Digital Innovation, Legal Reform, and Social Justice: Interdisciplinary Approaches to Law, Technology, and Human Rights
Keywords:
Digital Governance; Legal Reform, Social Justice, Human Rights, Algorithmic AccountabilityAbstract
Digital innovation has become a transformative force reshaping legal systems, governance structures, and the realization of human rights across the globe. Technologies such as artificial intelligence, digital platforms, algorithmic governance, and big data have accelerated legal reform while simultaneously generating new risks of inequality, surveillance, and unaccountable power.
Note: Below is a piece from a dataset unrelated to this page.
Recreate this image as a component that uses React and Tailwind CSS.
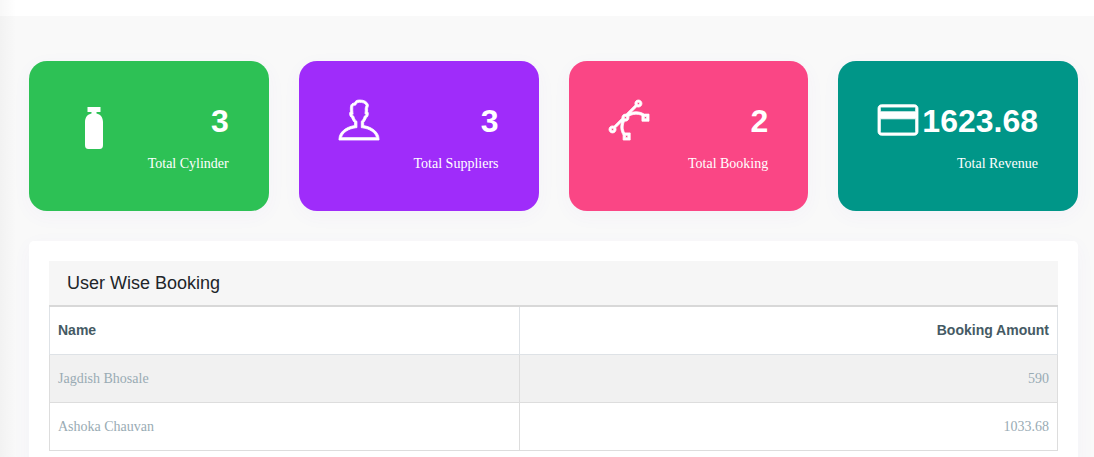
import React from 'react';
import { TfiUser, TfiVector, TfiCreditCard } from 'react-icons/tfi';

const bookings = [
    { name: 'Jagdish Bhosale', amount: '590' },
    { name: 'Ashoka Chauvan', amount: '1033.68' },
];

export default function App() {
    return (
        <div className="relative h-screen overflow-hidden bg-[#f9f9f9] font-['Liberation_Serif',serif]">
            <header className="h-4 bg-white" />
            <div className="absolute inset-y-0 left-0 w-4 bg-linear-to-r from-black/3 to-transparent" />

            <main className="pt-[45px] pr-4 pl-[29px]">
                <section className="grid grid-cols-4 gap-[30px]">
                    <StatCard
                        className="bg-[#2dc155]"
                        icon={<CylinderIcon />}
                        value="3"
                        label="Total Cylinder"
                    />
                    <StatCard
                        className="bg-[#9f2cfa]"
                        icon={<TfiUser size={40} strokeWidth={0.35} className="overflow-visible" />}
                        value="3"
                        label="Total Suppliers"
                    />
                    <StatCard
                        className="bg-[#fa4685]"
                        icon={<TfiVector size={40} strokeWidth={0.35} className="overflow-visible" />}
                        value="2"
                        label="Total Booking"
                    />
                    <StatCard
                        className="bg-[#009688]"
                        icon={<TfiCreditCard size={40} strokeWidth={0.35} className="overflow-visible" />}
                        value="1623.68"
                        label="Total Revenue"
                    />
                </section>

                <section className="mt-[30px] rounded-[5px] bg-white p-5 shadow-[0_5px_20px_rgba(110,80,240,0.04)]">
                    <h2 className="bg-[#f6f6f6] px-[18px] py-2 font-['Liberation_Sans',sans-serif] text-lg leading-7 text-[#212529]">
                        User Wise Booking
                    </h2>
                    <table className="w-full border-collapse text-sm leading-[23px] text-[#99abb4]">
                        <thead>
                            <tr className="font-['Liberation_Sans',sans-serif] text-[#455a64]">
                                <th className="w-[46.6%] border border-t-2 border-[#dee2e6] border-t-[#d8d8d8] px-2 py-3 text-left font-bold">
                                    Name
                                </th>
                                <th className="border border-t-2 border-[#dee2e6] border-t-[#d8d8d8] px-2 py-3 text-right font-bold">
                                    Booking Amount
                                </th>
                            </tr>
                        </thead>
                        <tbody>
                            {bookings.map((booking) => (
                                <tr key={booking.name} className="odd:bg-[#f1f1f1]">
                                    <td className="border border-[#dddddd] px-2 py-3">{booking.name}</td>
                                    <td className="border border-[#dddddd] px-2 py-3 text-right">{booking.amount}</td>
                                </tr>
                            ))}
                        </tbody>
                    </table>
                </section>
            </main>
        </div>
    );
}

function StatCard({ className, icon, value, label }) {
    return (
        <div className={`flex h-[150px] items-start justify-between rounded-[18px] px-10 pt-[39px] text-white shadow-[0_5px_20px_rgba(110,80,240,0.04)] ${className}`}>
            <div className="shrink-0">{icon}</div>
            <div className="text-right">
                <p className="font-['Liberation_Sans',sans-serif] text-[32px] leading-[42px] font-bold">{value}</p>
                <p className="mt-2.5 text-sm leading-6 whitespace-nowrap">{label}</p>
            </div>
        </div>
    );
}

function CylinderIcon() {
    return (
        <svg width="50" height="50" viewBox="0 0 50 50" fill="currentColor" aria-hidden="true">
            <path d="M18.500 7h13v5h-4v1.500c4 .8 6.500 4 6.500 8.500v23c0 2.500-1 4-3.500 4h-11C17 49 16 47.500 16 45V22c0-4.500 2.500-7.700 6.500-8.500V12h-4z" />
        </svg>
    );
}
This article examines the intersection of digital innovation, legal reform, and social justice through an interdisciplinary legal framework that integrates doctrinal analysis with human rights theory, political economy, and ethical inquiry. Using a qualitative normative methodology based on secondary legal and scholarly sources, the study analyzes how contemporary legal reforms respond to digital transformation and whether they effectively protect human dignity, equality, and accountability. The findings reveal that while digital technologies expand access to information and justice for some groups, they simultaneously intensify structural exclusion, algorithmic discrimination, labor precarity, and transnational regulatory fragmentation. The study further demonstrates that law alone is insufficient to regulate digital power without ethical grounding, social policy integration, and global legal coordination. It concludes that without a justice-centered regulatory approach, digital reform risks producing technocratic authoritarianism rather than inclusive legal modernization. The article ultimately argues for a human rights–anchored, interdisciplinary model of digital governance that places social justice, accountability, and human dignity at the core of future legal reform.